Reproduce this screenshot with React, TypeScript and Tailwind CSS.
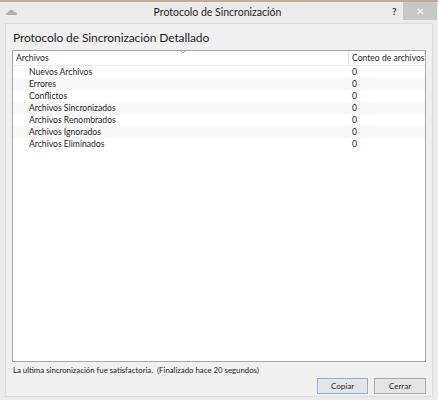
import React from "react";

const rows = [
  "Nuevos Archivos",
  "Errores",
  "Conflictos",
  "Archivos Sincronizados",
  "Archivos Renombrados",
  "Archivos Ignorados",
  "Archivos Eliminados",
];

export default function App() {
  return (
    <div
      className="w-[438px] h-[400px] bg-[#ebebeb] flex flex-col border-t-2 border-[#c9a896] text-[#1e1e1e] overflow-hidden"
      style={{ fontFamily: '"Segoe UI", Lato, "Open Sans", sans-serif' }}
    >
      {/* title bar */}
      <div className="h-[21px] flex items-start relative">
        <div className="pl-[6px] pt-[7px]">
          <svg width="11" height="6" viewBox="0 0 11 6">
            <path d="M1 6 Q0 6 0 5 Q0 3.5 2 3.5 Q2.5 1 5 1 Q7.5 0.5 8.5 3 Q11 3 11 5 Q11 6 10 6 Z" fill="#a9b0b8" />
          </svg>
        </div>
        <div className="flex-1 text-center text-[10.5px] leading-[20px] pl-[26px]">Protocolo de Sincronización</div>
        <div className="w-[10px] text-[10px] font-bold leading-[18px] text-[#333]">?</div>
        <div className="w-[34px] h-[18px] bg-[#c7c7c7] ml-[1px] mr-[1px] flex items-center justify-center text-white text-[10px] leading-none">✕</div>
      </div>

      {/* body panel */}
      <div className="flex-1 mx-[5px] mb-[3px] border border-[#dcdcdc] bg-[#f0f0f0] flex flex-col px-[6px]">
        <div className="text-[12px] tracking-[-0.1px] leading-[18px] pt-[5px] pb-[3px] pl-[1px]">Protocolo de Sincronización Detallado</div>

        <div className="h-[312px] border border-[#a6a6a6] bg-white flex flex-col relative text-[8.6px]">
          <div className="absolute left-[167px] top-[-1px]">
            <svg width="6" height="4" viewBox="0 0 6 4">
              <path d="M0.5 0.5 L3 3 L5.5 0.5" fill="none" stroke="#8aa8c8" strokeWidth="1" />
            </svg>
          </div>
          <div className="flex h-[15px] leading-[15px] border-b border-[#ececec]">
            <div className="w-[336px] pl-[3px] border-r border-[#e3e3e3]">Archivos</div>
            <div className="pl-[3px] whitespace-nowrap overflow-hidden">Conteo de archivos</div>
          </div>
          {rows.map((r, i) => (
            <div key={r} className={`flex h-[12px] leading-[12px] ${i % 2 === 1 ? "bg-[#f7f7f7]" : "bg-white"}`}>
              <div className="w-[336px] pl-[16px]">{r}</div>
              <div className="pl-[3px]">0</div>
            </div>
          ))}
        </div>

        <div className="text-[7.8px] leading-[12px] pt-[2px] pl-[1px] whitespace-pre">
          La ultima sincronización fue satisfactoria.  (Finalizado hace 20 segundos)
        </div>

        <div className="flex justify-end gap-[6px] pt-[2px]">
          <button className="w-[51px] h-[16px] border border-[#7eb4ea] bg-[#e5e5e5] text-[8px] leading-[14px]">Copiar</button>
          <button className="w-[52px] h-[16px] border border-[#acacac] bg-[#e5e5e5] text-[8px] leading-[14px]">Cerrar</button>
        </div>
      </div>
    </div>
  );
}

§ AIM:
Omit the pictures and output all of the other material exactly.

§ SOLVED PROBLEM:
Reproduce this screenshot with React, TypeScript and Tailwind CSS.
import React from "react";

const rows = [
  "Nuevos Archivos",
  "Errores",
  "Conflictos",
  "Archivos Sincronizados",
  "Archivos Renombrados",
  "Archivos Ignorados",
  "Archivos Eliminados",
];

export default function App() {
  return (
    <div
      className="w-[438px] h-[400px] bg-[#ebebeb] flex flex-col border-t-2 border-[#c9a896] text-[#1e1e1e] overflow-hidden"
      style={{ fontFamily: '"Segoe UI", Lato, "Open Sans", sans-serif' }}
    >
      {/* title bar */}
      <div className="h-[21px] flex items-start relative">
        <div className="pl-[6px] pt-[7px]">
          <svg width="11" height="6" viewBox="0 0 11 6">
            <path d="M1 6 Q0 6 0 5 Q0 3.5 2 3.5 Q2.5 1 5 1 Q7.5 0.5 8.5 3 Q11 3 11 5 Q11 6 10 6 Z" fill="#a9b0b8" />
          </svg>
        </div>
        <div className="flex-1 text-center text-[10.5px] leading-[20px] pl-[26px]">Protocolo de Sincronización</div>
        <div className="w-[10px] text-[10px] font-bold leading-[18px] text-[#333]">?</div>
        <div className="w-[34px] h-[18px] bg-[#c7c7c7] ml-[1px] mr-[1px] flex items-center justify-center text-white text-[10px] leading-none">✕</div>
      </div>

      {/* body panel */}
      <div className="flex-1 mx-[5px] mb-[3px] border border-[#dcdcdc] bg-[#f0f0f0] flex flex-col px-[6px]">
        <div className="text-[12px] tracking-[-0.1px] leading-[18px] pt-[5px] pb-[3px] pl-[1px]">Protocolo de Sincronización Detallado</div>

        <div className="h-[312px] border border-[#a6a6a6] bg-white flex flex-col relative text-[8.6px]">
          <div className="absolute left-[167px] top-[-1px]">
            <svg width="6" height="4" viewBox="0 0 6 4">
              <path d="M0.5 0.5 L3 3 L5.5 0.5" fill="none" stroke="#8aa8c8" strokeWidth="1" />
            </svg>
          </div>
          <div className="flex h-[15px] leading-[15px] border-b border-[#ececec]">
            <div className="w-[336px] pl-[3px] border-r border-[#e3e3e3]">Archivos</div>
            <div className="pl-[3px] whitespace-nowrap overflow-hidden">Conteo de archivos</div>
          </div>
          {rows.map((r, i) => (
            <div key={r} className={`flex h-[12px] leading-[12px] ${i % 2 === 1 ? "bg-[#f7f7f7]" : "bg-white"}`}>
              <div className="w-[336px] pl-[16px]">{r}</div>
              <div className="pl-[3px]">0</div>
            </div>
          ))}
        </div>

        <div className="text-[7.8px] leading-[12px] pt-[2px] pl-[1px] whitespace-pre">
          La ultima sincronización fue satisfactoria.  (Finalizado hace 20 segundos)
        </div>

        <div className="flex justify-end gap-[6px] pt-[2px]">
          <button className="w-[51px] h-[16px] border border-[#7eb4ea] bg-[#e5e5e5] text-[8px] leading-[14px]">Copiar</button>
          <button className="w-[52px] h-[16px] border border-[#acacac] bg-[#e5e5e5] text-[8px] leading-[14px]">Cerrar</button>
        </div>
      </div>
    </div>
  );
}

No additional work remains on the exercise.